[start of Data lines]

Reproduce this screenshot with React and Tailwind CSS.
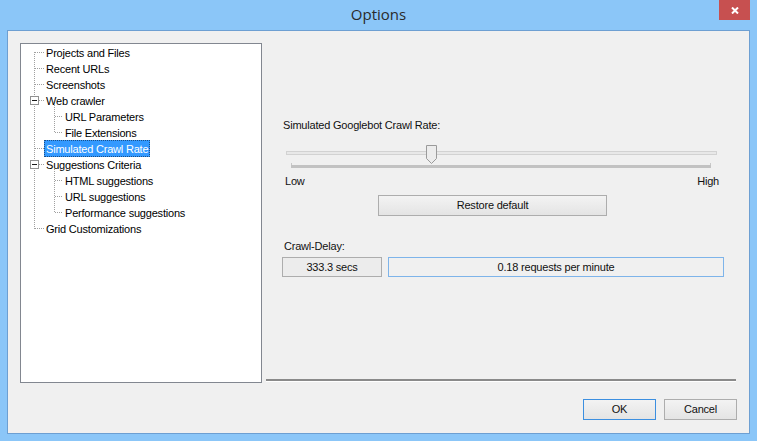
const treeItems = [
  { label: "Projects and Files", level: 0 },
  { label: "Recent URLs", level: 0 },
  { label: "Screenshots", level: 0 },
  { label: "Web crawler", level: 0 },
  { label: "URL Parameters", level: 1 },
  { label: "File Extensions", level: 1 },
  { label: "Simulated Crawl Rate", level: 0, selected: true },
  { label: "Suggestions Criteria", level: 0 },
  { label: "HTML suggestions", level: 1 },
  { label: "URL suggestions", level: 1 },
  { label: "Performance suggestions", level: 1 },
  { label: "Grid Customizations", level: 0 },
];

const mid = (i) => 8 + 16 * i;

function TreeLines() {
  const dot = { stroke: "#a0a0a0", strokeDasharray: "1 1", shapeRendering: "crispEdges" };
  return (
    <svg className="absolute left-0 top-0 pointer-events-none" width="240" height="200">
      {/* level 0 trunk */}
      <line x1="13.5" y1={mid(0)} x2="13.5" y2={mid(11) + 1} style={dot} />
      {treeItems.map((it, i) =>
        it.level === 0 ? (
          <line key={i} x1="14" y1={mid(i) + 0.5} x2="23" y2={mid(i) + 0.5} style={dot} />
        ) : (
          <line key={i} x1="34" y1={mid(i) + 0.5} x2="42" y2={mid(i) + 0.5} style={dot} />
        )
      )}
      {/* level 1 branches */}
      <line x1="33.5" y1={mid(3) + 5} x2="33.5" y2={mid(5) + 1} style={dot} />
      <line x1="33.5" y1={mid(7) + 5} x2="33.5" y2={mid(10) + 1} style={dot} />
      {/* expand boxes */}
      {[3, 7].map((i) => (
        <g key={i} shapeRendering="crispEdges">
          <rect x="9.5" y={mid(i) - 3.5} width="8" height="8" fill="#fff" stroke="#919191" />
          <line x1="11" y1={mid(i) + 0.5} x2="16" y2={mid(i) + 0.5} stroke="#1a1a1a" />
        </g>
      ))}
    </svg>
  );
}

function Btn({ children, className = "" }) {
  return (
    <div
      className={`flex items-center justify-center h-[21px] border bg-linear-to-b from-[#f3f3f3] to-[#e4e4e4] text-[11px] text-[#111] ${className}`}
    >
      {children}
    </div>
  );
}

export default function App() {
  return (
    <div className="w-[757px] h-[441px] bg-[#8bc6f8] flex flex-col font-['Liberation_Sans',Arial,sans-serif] tracking-[-0.2px] text-[#111] overflow-hidden">
      {/* Title bar */}
      <div className="h-[30px] grid grid-cols-[1fr_auto_1fr] shrink-0">
        <div />
        <div className="flex items-center text-[15px] text-[#2a2a2a] font-['Open_Sans',sans-serif] tracking-normal pb-[1px]">
          Options
        </div>
        <div className="flex justify-end pr-[7px]">
          <div className="w-[31px] h-[20px] bg-[#c75050] flex items-center justify-center">
            <svg width="8" height="7" viewBox="0 0 8 7">
              <path d="M1 0.5 L7 6.5 M7 0.5 L1 6.5" stroke="#fff" strokeWidth="2" />
            </svg>
          </div>
        </div>
      </div>

      {/* Client area */}
      <div className="flex-1 mx-[7px] mb-[7px] bg-[#f0f0f0] border border-[#6d9fd2] flex flex-col">
        <div className="flex pl-[12px] pt-[12px]">
          {/* Tree */}
          <div className="w-[242px] h-[340px] bg-white border border-[#828790] relative">
            <TreeLines />
            <div className="flex flex-col text-[11px] leading-[16px] pt-[1px] text-black">
              {treeItems.map((it, i) => (
                <div
                  key={i}
                  className={`h-[16px] flex ${it.level === 0 ? "pl-[23px]" : "pl-[42px]"}`}
                >
                  {it.selected ? (
                    <span className="bg-[#3399ff] text-white px-[1px] h-[17px] -mt-[1px] leading-[17px] border border-dotted border-[#1d4f85]">
                      {it.label}
                    </span>
                  ) : (
                    <span className="px-[2px]">{it.label}</span>
                  )}
                </div>
              ))}
            </div>
          </div>

          {/* Right panel */}
          <div className="ml-[4px] w-[470px] h-[339px] flex flex-col text-[11px]">
            <div className="mt-[75px] ml-[17px] h-[14px] leading-[14px]">
              Simulated Googlebot Crawl Rate:
            </div>
            <svg className="mt-[11px] ml-[17px]" width="440" height="27" shapeRendering="crispEdges">
              <rect x="3.5" y="8.5" width="430" height="3" fill="#e8e8e8" stroke="#d2d2d2" />
              <rect x="8" y="22" width="420" height="3" fill="#c2c2c2" />
              <rect x="8" y="20" width="1" height="2" fill="#c8c8c8" />
              <rect x="427" y="20" width="1" height="2" fill="#c8c8c8" />
              <path
                d="M143.5 2.5 H153.5 V15.5 L148.5 20.5 L143.5 15.5 Z"
                fill="#ececec"
                stroke="#9a9a9a"
                shapeRendering="auto"
              />
            </svg>
            <div className="mt-[4px] ml-[19px] mr-[17px] h-[14px] leading-[14px] flex justify-between">
              <span>Low</span>
              <span>High</span>
            </div>
            <Btn className="mt-[7px] ml-[112px] w-[229px] border-[#adadad]">Restore default</Btn>
            <div className="mt-[23px] ml-[18px] h-[14px] leading-[14px]">Crawl-Delay:</div>
            <div className="mt-[4px] ml-[16px] flex gap-[6px]">
              <div className="w-[100px] h-[20px] border border-[#adadad] bg-[#ececec] flex items-center justify-center">
                333.3 secs
              </div>
              <div className="w-[336px] h-[20px] border border-[#7eb4ea] bg-[#f0f0f0] flex items-center justify-center">
                0.18 requests per minute
              </div>
            </div>
            <div className="mt-auto h-[3px] border-t-2 border-[#8a8a8a] bg-white" />
          </div>
        </div>

        {/* Buttons */}
        <div className="mt-[16px] flex justify-end pr-[12px] gap-[8px]">
          <Btn className="w-[73px] border-[#3c8fe0]">OK</Btn>
          <Btn className="w-[73px] border-[#adadad]">Cancel</Btn>
        </div>
      </div>
    </div>
  );
}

[end of Data lines]

Reproduce the whole listing word for word, setting aside any pictures.

▶ [Written response]:
Reproduce this screenshot with React and Tailwind CSS.
const treeItems = [
  { label: "Projects and Files", level: 0 },
  { label: "Recent URLs", level: 0 },
  { label: "Screenshots", level: 0 },
  { label: "Web crawler", level: 0 },
  { label: "URL Parameters", level: 1 },
  { label: "File Extensions", level: 1 },
  { label: "Simulated Crawl Rate", level: 0, selected: true },
  { label: "Suggestions Criteria", level: 0 },
  { label: "HTML suggestions", level: 1 },
  { label: "URL suggestions", level: 1 },
  { label: "Performance suggestions", level: 1 },
  { label: "Grid Customizations", level: 0 },
];

const mid = (i) => 8 + 16 * i;

function TreeLines() {
  const dot = { stroke: "#a0a0a0", strokeDasharray: "1 1", shapeRendering: "crispEdges" };
  return (
    <svg className="absolute left-0 top-0 pointer-events-none" width="240" height="200">
      {/* level 0 trunk */}
      <line x1="13.5" y1={mid(0)} x2="13.5" y2={mid(11) + 1} style={dot} />
      {treeItems.map((it, i) =>
        it.level === 0 ? (
          <line key={i} x1="14" y1={mid(i) + 0.5} x2="23" y2={mid(i) + 0.5} style={dot} />
        ) : (
          <line key={i} x1="34" y1={mid(i) + 0.5} x2="42" y2={mid(i) + 0.5} style={dot} />
        )
      )}
      {/* level 1 branches */}
      <line x1="33.5" y1={mid(3) + 5} x2="33.5" y2={mid(5) + 1} style={dot} />
      <line x1="33.5" y1={mid(7) + 5} x2="33.5" y2={mid(10) + 1} style={dot} />
      {/* expand boxes */}
      {[3, 7].map((i) => (
        <g key={i} shapeRendering="crispEdges">
          <rect x="9.5" y={mid(i) - 3.5} width="8" height="8" fill="#fff" stroke="#919191" />
          <line x1="11" y1={mid(i) + 0.5} x2="16" y2={mid(i) + 0.5} stroke="#1a1a1a" />
        </g>
      ))}
    </svg>
  );
}

function Btn({ children, className = "" }) {
  return (
    <div
      className={`flex items-center justify-center h-[21px] border bg-linear-to-b from-[#f3f3f3] to-[#e4e4e4] text-[11px] text-[#111] ${className}`}
    >
      {children}
    </div>
  );
}

export default function App() {
  return (
    <div className="w-[757px] h-[441px] bg-[#8bc6f8] flex flex-col font-['Liberation_Sans',Arial,sans-serif] tracking-[-0.2px] text-[#111] overflow-hidden">
      {/* Title bar */}
      <div className="h-[30px] grid grid-cols-[1fr_auto_1fr] shrink-0">
        <div />
        <div className="flex items-center text-[15px] text-[#2a2a2a] font-['Open_Sans',sans-serif] tracking-normal pb-[1px]">
          Options
        </div>
        <div className="flex justify-end pr-[7px]">
          <div className="w-[31px] h-[20px] bg-[#c75050] flex items-center justify-center">
            <svg width="8" height="7" viewBox="0 0 8 7">
              <path d="M1 0.5 L7 6.5 M7 0.5 L1 6.5" stroke="#fff" strokeWidth="2" />
            </svg>
          </div>
        </div>
      </div>

      {/* Client area */}
      <div className="flex-1 mx-[7px] mb-[7px] bg-[#f0f0f0] border border-[#6d9fd2] flex flex-col">
        <div className="flex pl-[12px] pt-[12px]">
          {/* Tree */}
          <div className="w-[242px] h-[340px] bg-white border border-[#828790] relative">
            <TreeLines />
            <div className="flex flex-col text-[11px] leading-[16px] pt-[1px] text-black">
              {treeItems.map((it, i) => (
                <div
                  key={i}
                  className={`h-[16px] flex ${it.level === 0 ? "pl-[23px]" : "pl-[42px]"}`}
                >
                  {it.selected ? (
                    <span className="bg-[#3399ff] text-white px-[1px] h-[17px] -mt-[1px] leading-[17px] border border-dotted border-[#1d4f85]">
                      {it.label}
                    </span>
                  ) : (
                    <span className="px-[2px]">{it.label}</span>
                  )}
                </div>
              ))}
            </div>
          </div>

          {/* Right panel */}
          <div className="ml-[4px] w-[470px] h-[339px] flex flex-col text-[11px]">
            <div className="mt-[75px] ml-[17px] h-[14px] leading-[14px]">
              Simulated Googlebot Crawl Rate:
            </div>
            <svg className="mt-[11px] ml-[17px]" width="440" height="27" shapeRendering="crispEdges">
              <rect x="3.5" y="8.5" width="430" height="3" fill="#e8e8e8" stroke="#d2d2d2" />
              <rect x="8" y="22" width="420" height="3" fill="#c2c2c2" />
              <rect x="8" y="20" width="1" height="2" fill="#c8c8c8" />
              <rect x="427" y="20" width="1" height="2" fill="#c8c8c8" />
              <path
                d="M143.5 2.5 H153.5 V15.5 L148.5 20.5 L143.5 15.5 Z"
                fill="#ececec"
                stroke="#9a9a9a"
                shapeRendering="auto"
              />
            </svg>
            <div className="mt-[4px] ml-[19px] mr-[17px] h-[14px] leading-[14px] flex justify-between">
              <span>Low</span>
              <span>High</span>
            </div>
            <Btn className="mt-[7px] ml-[112px] w-[229px] border-[#adadad]">Restore default</Btn>
            <div className="mt-[23px] ml-[18px] h-[14px] leading-[14px]">Crawl-Delay:</div>
            <div className="mt-[4px] ml-[16px] flex gap-[6px]">
              <div className="w-[100px] h-[20px] border border-[#adadad] bg-[#ececec] flex items-center justify-center">
                333.3 secs
              </div>
              <div className="w-[336px] h-[20px] border border-[#7eb4ea] bg-[#f0f0f0] flex items-center justify-center">
                0.18 requests per minute
              </div>
            </div>
            <div className="mt-auto h-[3px] border-t-2 border-[#8a8a8a] bg-white" />
          </div>
        </div>

        {/* Buttons */}
        <div className="mt-[16px] flex justify-end pr-[12px] gap-[8px]">
          <Btn className="w-[73px] border-[#3c8fe0]">OK</Btn>
          <Btn className="w-[73px] border-[#adadad]">Cancel</Btn>
        </div>
      </div>
    </div>
  );
}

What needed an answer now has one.